Mount Fuji is visited by crowds of tourists every year, approximately 300,000 of whom make the climb up the mountain. There are rest stations along the way up on a well-tread hiking path. People making the pilgrimage can stop to eat or sleep. The goal of many is to make it up to the summit in the early morning hours in order to see the sunrise from the highest point in Japan.

It reminds me of my childhood in New York. The Statue of Liberty was a renowned landmark that millions have visited. An elevator takes tourists much of the way to the top, but my friends and I wanted to climb the steps all the way up as a challenge. I look back on those days with nostalgia, although now it seems pretty senseless to do so much climbing with not much of a payoff. The same with climbing Mount Fuji. Those who have done it can brag to others about it, but few are inclined to make the trek again.

This morning, June 26, there was another item in the news that gave Japan a higher worldwide profile. The International Olympic Committee (IOC) announced that Tōkyō has been designated as a finalist for the city that will be hosting the 2020 Summer Olympics. It has been quite a while since Japan has held a Summer Olympics. That was way back in 1964, when the Japanese were eager to show the world how it had recovered from the devastation of World War II and had modernized the country. Of course, Japan played host to the Winter Olympics in Sapporo in 1972 and Nagano in 1998, but those events were much less prestigious, and those two locations are off the beaten path, even in Japan.

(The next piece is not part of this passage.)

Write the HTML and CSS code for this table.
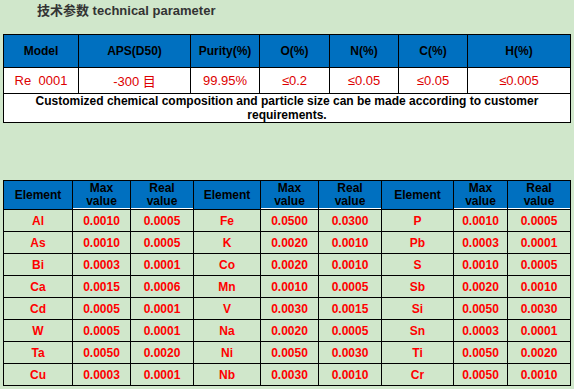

On the other hand, the Japanese were delighted to hear that that IOC had included Tōkyō as a candidate city for the 2020 Summer Olympic Games. Mayor Inose Naoki of Tōkyō appeared on camera in newscasts to express his satisfaction. There is just one more hurdle to overcome before winning the Olympic bid. That is, there are two other cities that are also finalists, Istanbul, Turkey and Madrid, Spain in the running.

Istanbul might seem to be unlikely to be awarded the Games since the intense fighting in nearby Syria would be a tremendous distraction. The situation would probably be settled by 2020, but the IOC will be making its decision over this long, hot summer, when the bloodshed will be at its height. Members of the committee cannot help but be affected by it. After all, even today there are terrible memories of the terrorist actions at the Summer Olympics in Munich in 1972. It will be hard to block that out of one’s mind while there is so much turmoil in the Middle East.

Madrid is a different story. It is a modern European city with a rich heritage that many visitors would find attractive. And Spain’s economy could use a boost. Of course, the situation will surely change by 2020, but psychologically the country could use some good news right now. The IOC might award the Games to Madrid simply out of sympathy for its current condition.

The decision of the IOC will be announced on September 7.

One other thing should be mentioned. Japan in itself is quite attractive as a tourist destination. Just this past May it welcomed 875,200 visitors to the country. Altogether, more than ten million foreigners will travel to Japan over the course of this year. Even though there is a recessionary worldwide economy, and there have been widespread cancellations by Chinese tour groups due to political tensions as well. Tourist travel in Japan by Chinese nationals is down by more than 30% this year. It makes no difference. The fact is that there are many people who are attracted to the Japanese culture.

No doubt hundreds of those foreigners will hear about the UNESCO designation and travel to Mount Fuji as a result. Surely many of those visitors will be Americans. Back in 1984 the US withdrew from the organization due to disagreements over policy, but in 2003 it rejoined. However, it is doubtful that the US played any role in UNESCO’s declaring Mount Fuji to be a World Heritage Site.